# How long does the Owens Corning burnt smell last?



## louandlee (Apr 15, 2018)

I found this forum in a search for why my insulation smells. There was a post by Ryansdiydad but he never replied if the smell ever went away. I just put up one batt and it had the plastic covering removed at the store so I think the smell should have dissapated already. I can only imagine how bad the ones in plastic smell.


----------



## SPS-1 (Oct 21, 2008)

See link below.
Binder is not supposed to smell. It is a manufacturing defect. I would say the binder did not cure (even if in the below article, they say it was over-cured, if there is such a thing).

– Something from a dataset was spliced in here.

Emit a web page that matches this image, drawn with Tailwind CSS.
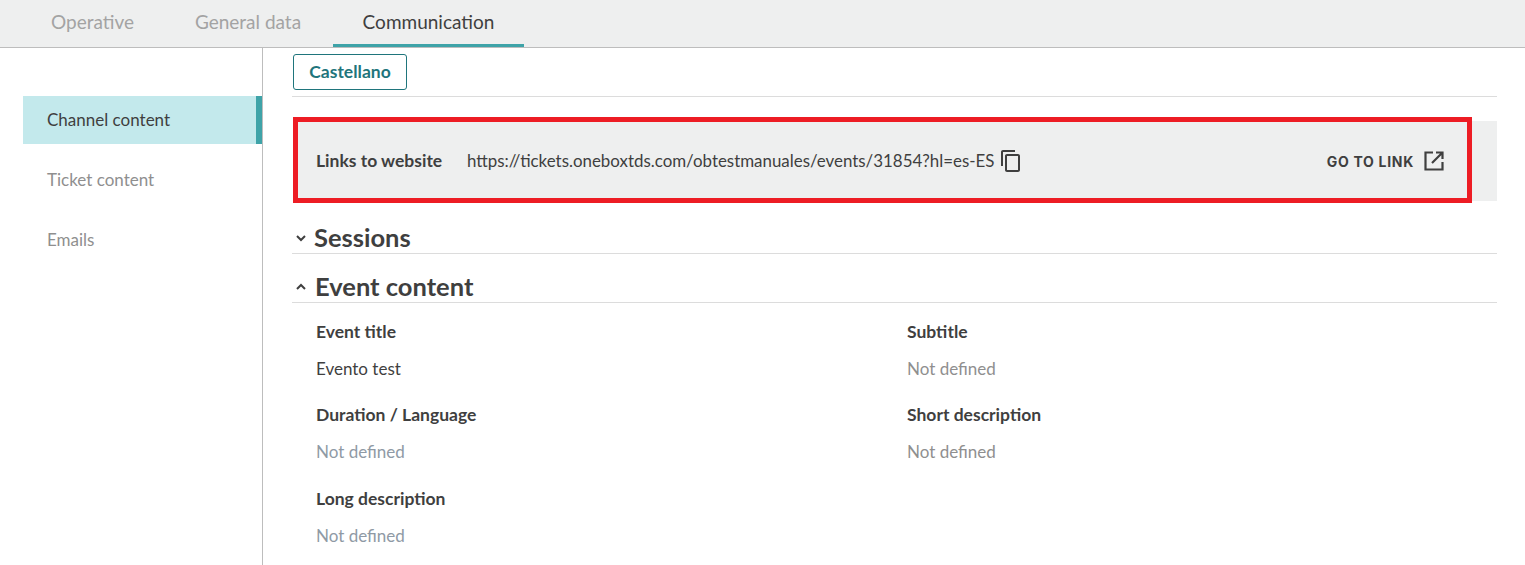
<!DOCTYPE html>
<html lang="en">
<head>
    <meta charset="UTF-8">
    <title>Event communication</title>
    <script src="https://cdn.jsdelivr.net/npm/@tailwindcss/browser@4"></script>
</head>
<body class="h-[565px] w-[1525px] overflow-hidden bg-white font-['Lato','Noto_Sans',sans-serif] text-[#3f3f3f]">
    <!-- Tabs -->
    <div class="flex h-12 items-stretch border-b border-[#bdbdbd] bg-[#eeefef] pl-[22px] text-[19px]">
        <div class="flex h-[47px] w-[141px] items-center justify-center pb-[3px] text-[#a3a3a3]">Operative</div>
        <div class="flex h-[47px] w-[170px] items-center justify-center pb-[3px] text-[#a3a3a3]">General data</div>
        <div class="flex h-[47px] w-[191px] items-center justify-center border-b-[3px] border-[#3ea3a8] pb-0">Communication</div>
    </div>

    <div class="flex h-[517px]">
        <!-- Sidebar -->
        <div class="w-[263px] shrink-0 border-r border-[#bdbdbd] pl-[23px] pt-12 text-[17px]">
            <div class="flex h-12 items-center border-r-[6px] border-[#3ea3a8] bg-[#c3e9ec] pb-px pl-6">Channel content</div>
            <div class="mt-3 flex h-12 items-center pb-px pl-6 text-[#8f8f8f]">Ticket content</div>
            <div class="mt-3 flex h-12 items-center pb-px pl-6 text-[#8f8f8f]">Emails</div>
        </div>

        <!-- Main -->
        <div class="relative w-[1234px] pl-[29px]">
            <div class="flex h-[49px] items-start border-b border-[#dcdcdc] pt-[6px]">
                <button class="ml-px h-9 w-[114px] rounded-[3px] border border-[#1f757c] text-[17.500px] font-bold text-[#1f757c]">Castellano</button>
            </div>

            <!-- Links box -->
            <div class="ml-px mt-6 flex h-20 items-center bg-[#eeefef] pl-[23px] pr-[51px] text-[16.900px]">
                <span class="w-[151px] text-[17.500px] font-bold">Links to website</span>
                <span>https://tickets.oneboxtds.com/obtestmanuales/events/31854?hl=es-ES</span>
                <svg class="ml-[5px] h-6 w-6" viewBox="0 0 24 24" fill="currentColor"><path d="M16 1H4c-1.100 0-2 .9-2 2v14h2V3h12V1zm3 4H8c-1.100 0-2 .9-2 2v14c0 1.100.9 2 2 2h11c1.100 0 2-.9 2-2V7c0-1.100-.9-2-2-2zm0 16H8V7h11v14z"/></svg>
                <span class="ml-auto font-['Inter',sans-serif] text-[14px] font-bold tracking-[0.7px]">GO TO LINK</span>
                <svg class="ml-[8px] h-6 w-6" viewBox="0 0 24 24" fill="none" stroke="currentColor" stroke-width="2.200"><path d="M11 3.500H3.500v17h17V13M14 3.500h6.500V10M20.500 3.500 10 14"/></svg>
            </div>

            <!-- Sessions -->
            <div class="mt-[21px] flex h-[32px] items-center border-b border-[#dcdcdc]">
                <svg class="ml-[2px] h-3.5 w-3.5" viewBox="0 0 14 14" fill="none" stroke="currentColor" stroke-width="2"><path d="m3 5 4 4 4-4"/></svg>
                <h2 class="ml-[6px] text-[25.500px] font-bold">Sessions</h2>
            </div>

            <!-- Event content -->
            <div class="mt-[17px] flex h-[32px] items-center border-b border-[#dcdcdc]">
                <svg class="ml-[2px] h-3.5 w-3.5" viewBox="0 0 14 14" fill="none" stroke="currentColor" stroke-width="2"><path d="m3 9 4-4 4 4"/></svg>
                <h2 class="ml-[7px] text-[25.500px] font-bold">Event content</h2>
            </div>

            <div class="grid grid-cols-[591px_1fr] pl-[24px] pt-[16px] text-[17px]">
                <div class="h-[83px]"><div class="text-[17.500px] font-bold">Event title</div><div class="mt-[11px]">Evento test</div></div>
                <div class="h-[83px]"><div class="text-[17.500px] font-bold">Subtitle</div><div class="mt-[11px] text-[#8f8f8f]">Not defined</div></div>
                <div class="h-[84px]"><div class="text-[17.500px] font-bold">Duration / Language</div><div class="mt-[11px] text-[#8f9aa5]">Not defined</div></div>
                <div class="h-[84px]"><div class="text-[17.500px] font-bold">Short description</div><div class="mt-[11px] text-[#8f8f8f]">Not defined</div></div>
                <div><div class="text-[17.500px] font-bold">Long description</div><div class="mt-[11px] text-[#8f9aa5]">Not defined</div></div>
            </div>

            <!-- Red highlight drawn over the screenshot -->
            <div class="absolute left-[30px] top-[69px] h-[86px] w-[1179px] border-[5px] border-[#ed1c24]"></div>
        </div>
    </div>
</body>
</html>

http://www.greenbuildingadvisor.com/blogs/dept/musings/smelly-fiberglass-batts


----------



## Bud9051 (Nov 11, 2015)

Welcome,
Explain what you mean by "plastic removed". There are rolls, batts, and other packaging methods so not sure what you are describing. What i wouldn't want would be some insulation that had been opened and returned by another customer.

Bud


----------



## louandlee (Apr 15, 2018)

The plastic shrink wrap around the whole roll wasn't on this roll. About half the rolls at Home Depot had plastic shrink wrap on them, and the other half did not. My better half bought the insulation and didn't notice any smell in the building when he picked them up. He got all the wrapped rolls they had and one unwrapped roll. The paper circling the roll was still intact though. It hadn't been unwrapped and returned. It may be that someone unwrapped a bunch of them at the store though.


----------



## Bud9051 (Nov 11, 2015)

Finally read the link that SPS-1 posted and that definitely sounds like your problem. The wrap that was removed may have been an attempt by them to air out the contents, meaning they knew those batts had a problem. Have you talked to OC? I would have them come out and replace the stinky ones.

Bud


----------